#### AIM OF THE TASK
Return the entries below verbatim. Pictures stay out.

#### GIVEN ENTRIES

*****

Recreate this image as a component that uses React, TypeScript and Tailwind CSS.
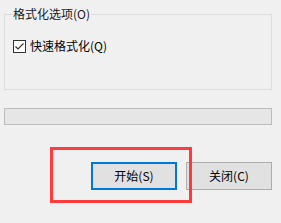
import React from "react";

const font = { fontFamily: '"Noto Sans CJK SC", "Noto Sans", sans-serif' };

export default function App() {
  return (
    <div
      className="relative w-[281px] h-[223px] bg-[#f0f0f0] text-[12px] text-black overflow-hidden"
      style={font}
    >
      <div className="flex flex-col pl-[4px] pt-[14px]">
        <div className="relative w-[268px] h-[76px] border border-[#dcdcdc]">
          <span className="absolute left-[8px] top-[-10px] bg-[#f0f0f0] pr-[1px] leading-[18px] text-[#1a1a1a]">
            格式化选项(O)
          </span>
          <div className="flex items-center gap-[4px] pl-[8px] pt-[22px]">
            <div className="w-[13px] h-[13px] border border-[#333333] bg-white flex items-center justify-center">
              <svg width="11" height="11" viewBox="0 0 11 11">
                <path d="M1.5 5.5 L4 8 L9.5 2.5" fill="none" stroke="#333" strokeWidth="1.2" />
              </svg>
            </div>
            <span className="leading-[18px]">快速格式化(Q)</span>
          </div>
        </div>
        <div className="mt-[18px] w-[268px] h-[17px] border border-[#bcbcbc] bg-[#e6e6e6]" />
        <div className="mt-[37px] w-[268px] flex justify-end gap-[9px]">
          <button className="w-[86px] h-[28px] border-2 border-[#0078d7] bg-[#e1e1e1] flex items-center justify-center leading-none">
            开始(S)
          </button>
          <button className="w-[86px] h-[28px] border border-[#adadad] bg-[#e1e1e1] flex items-center justify-center leading-none">
            关闭(C)
          </button>
        </div>
      </div>
      <div className="absolute left-[50px] top-[147px] w-[142px] h-[56px] border-[3px] border-[#ff3b3b]" />
    </div>
  );
}
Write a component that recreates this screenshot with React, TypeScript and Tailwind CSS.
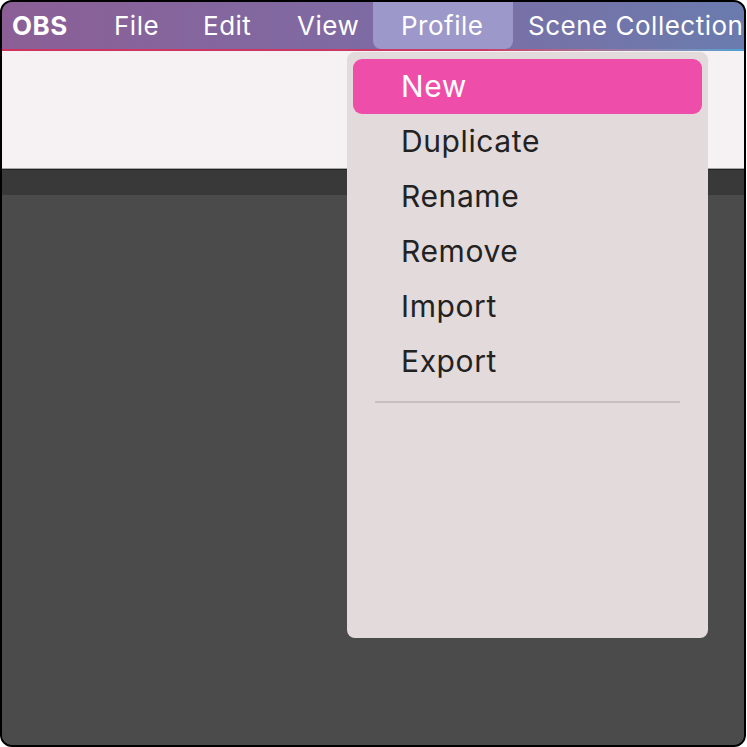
import React from "react";

const items = ["New", "Duplicate", "Rename", "Remove", "Import", "Export"];

export default function App() {
  return (
    <div
      className="relative w-[747px] h-[747px] bg-white overflow-hidden"
      style={{ fontFamily: "Inter, 'Noto Sans', sans-serif" }}
    >
      {/* Window */}
      <div className="w-[746px] h-[747px] border-2 border-black rounded-[12px] overflow-hidden flex flex-col bg-[#4b4b4b]">
        {/* Menu bar */}
        <div className="h-[47px] shrink-0 flex items-stretch bg-gradient-to-r from-[#8b5f96] via-[#7e6ba3] to-[#6a7bad] text-white text-[26px] tracking-[0.5px]">
          <div className="w-[112px] flex items-center pl-[10px] font-bold">OBS</div>
          <div className="w-[89px] flex items-center">File</div>
          <div className="w-[94px] flex items-center">Edit</div>
          <div className="w-[76px] flex items-center">View</div>
          <div className="w-[140px] flex items-center pl-[28px] bg-[#9c98c9] rounded-b-[8px]">
            Profile
          </div>
          <div className="flex items-center pl-[15px] whitespace-nowrap">Scene Collection</div>
        </div>
        <div className="h-[2px] shrink-0 bg-gradient-to-r from-[#d0325e] via-[#c83a66] via-65% to-[#4aa2d4]" />
        {/* Toolbar area */}
        <div className="h-[117px] shrink-0 bg-[#f6f1f2]" />
        <div className="h-[1px] shrink-0 bg-[#a5a5a5]" />
        <div className="h-[1px] shrink-0 bg-[#222222]" />
        <div className="h-[25px] shrink-0 bg-[#393939]" />
        <div className="flex-1 bg-[#4b4b4b]" />
      </div>

      {/* Dropdown */}
      <div className="absolute left-[347px] top-[52px] w-[361px] h-[586px] bg-[#e2dadb] rounded-[8px] pt-[7px] px-[6px]">
        {items.map((it, i) => (
          <div
            key={it}
            className={
              i === 0
                ? "h-[55px] flex items-center pl-[48px] rounded-[9px] bg-[#ee4ea9] text-white text-[30px] tracking-[0.6px]"
                : "h-[55px] flex items-center pl-[48px] text-[#222222] text-[30px] tracking-[0.6px]"
            }
          >
            {it}
          </div>
        ))}
        <div className="mt-[12px] mx-[22px] h-[2px] bg-[#c6bebf]" />
      </div>
    </div>
  );
}
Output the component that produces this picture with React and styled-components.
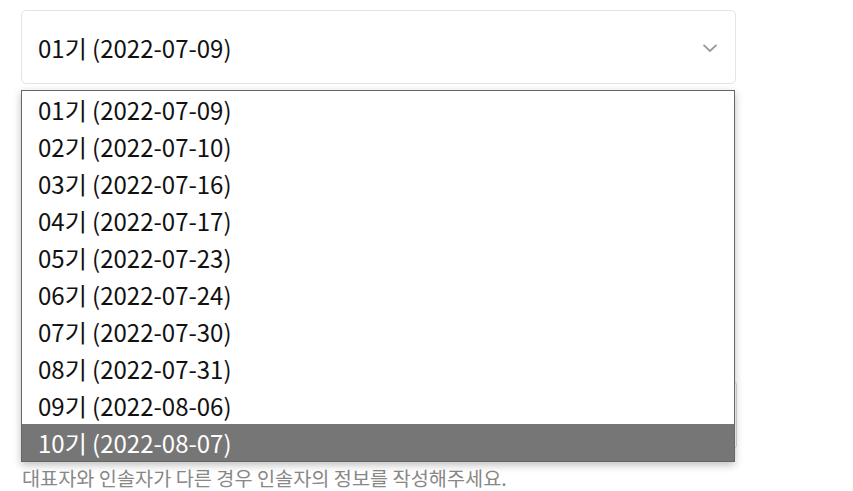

*****

#### RESULT OF THIS TASK
Recreate this image as a component that uses React, TypeScript and Tailwind CSS.
import React from "react";

const font = { fontFamily: '"Noto Sans CJK SC", "Noto Sans", sans-serif' };

export default function App() {
  return (
    <div
      className="relative w-[281px] h-[223px] bg-[#f0f0f0] text-[12px] text-black overflow-hidden"
      style={font}
    >
      <div className="flex flex-col pl-[4px] pt-[14px]">
        <div className="relative w-[268px] h-[76px] border border-[#dcdcdc]">
          <span className="absolute left-[8px] top-[-10px] bg-[#f0f0f0] pr-[1px] leading-[18px] text-[#1a1a1a]">
            格式化选项(O)
          </span>
          <div className="flex items-center gap-[4px] pl-[8px] pt-[22px]">
            <div className="w-[13px] h-[13px] border border-[#333333] bg-white flex items-center justify-center">
              <svg width="11" height="11" viewBox="0 0 11 11">
                <path d="M1.5 5.5 L4 8 L9.5 2.5" fill="none" stroke="#333" strokeWidth="1.2" />
              </svg>
            </div>
            <span className="leading-[18px]">快速格式化(Q)</span>
          </div>
        </div>
        <div className="mt-[18px] w-[268px] h-[17px] border border-[#bcbcbc] bg-[#e6e6e6]" />
        <div className="mt-[37px] w-[268px] flex justify-end gap-[9px]">
          <button className="w-[86px] h-[28px] border-2 border-[#0078d7] bg-[#e1e1e1] flex items-center justify-center leading-none">
            开始(S)
          </button>
          <button className="w-[86px] h-[28px] border border-[#adadad] bg-[#e1e1e1] flex items-center justify-center leading-none">
            关闭(C)
          </button>
        </div>
      </div>
      <div className="absolute left-[50px] top-[147px] w-[142px] h-[56px] border-[3px] border-[#ff3b3b]" />
    </div>
  );
}
Write a component that recreates this screenshot with React, TypeScript and Tailwind CSS.
import React from "react";

const items = ["New", "Duplicate", "Rename", "Remove", "Import", "Export"];

export default function App() {
  return (
    <div
      className="relative w-[747px] h-[747px] bg-white overflow-hidden"
      style={{ fontFamily: "Inter, 'Noto Sans', sans-serif" }}
    >
      {/* Window */}
      <div className="w-[746px] h-[747px] border-2 border-black rounded-[12px] overflow-hidden flex flex-col bg-[#4b4b4b]">
        {/* Menu bar */}
        <div className="h-[47px] shrink-0 flex items-stretch bg-gradient-to-r from-[#8b5f96] via-[#7e6ba3] to-[#6a7bad] text-white text-[26px] tracking-[0.5px]">
          <div className="w-[112px] flex items-center pl-[10px] font-bold">OBS</div>
          <div className="w-[89px] flex items-center">File</div>
          <div className="w-[94px] flex items-center">Edit</div>
          <div className="w-[76px] flex items-center">View</div>
          <div className="w-[140px] flex items-center pl-[28px] bg-[#9c98c9] rounded-b-[8px]">
            Profile
          </div>
          <div className="flex items-center pl-[15px] whitespace-nowrap">Scene Collection</div>
        </div>
        <div className="h-[2px] shrink-0 bg-gradient-to-r from-[#d0325e] via-[#c83a66] via-65% to-[#4aa2d4]" />
        {/* Toolbar area */}
        <div className="h-[117px] shrink-0 bg-[#f6f1f2]" />
        <div className="h-[1px] shrink-0 bg-[#a5a5a5]" />
        <div className="h-[1px] shrink-0 bg-[#222222]" />
        <div className="h-[25px] shrink-0 bg-[#393939]" />
        <div className="flex-1 bg-[#4b4b4b]" />
      </div>

      {/* Dropdown */}
      <div className="absolute left-[347px] top-[52px] w-[361px] h-[586px] bg-[#e2dadb] rounded-[8px] pt-[7px] px-[6px]">
        {items.map((it, i) => (
          <div
            key={it}
            className={
              i === 0
                ? "h-[55px] flex items-center pl-[48px] rounded-[9px] bg-[#ee4ea9] text-white text-[30px] tracking-[0.6px]"
                : "h-[55px] flex items-center pl-[48px] text-[#222222] text-[30px] tracking-[0.6px]"
            }
          >
            {it}
          </div>
        ))}
        <div className="mt-[12px] mx-[22px] h-[2px] bg-[#c6bebf]" />
      </div>
    </div>
  );
}
Output the component that produces this picture with React and styled-components.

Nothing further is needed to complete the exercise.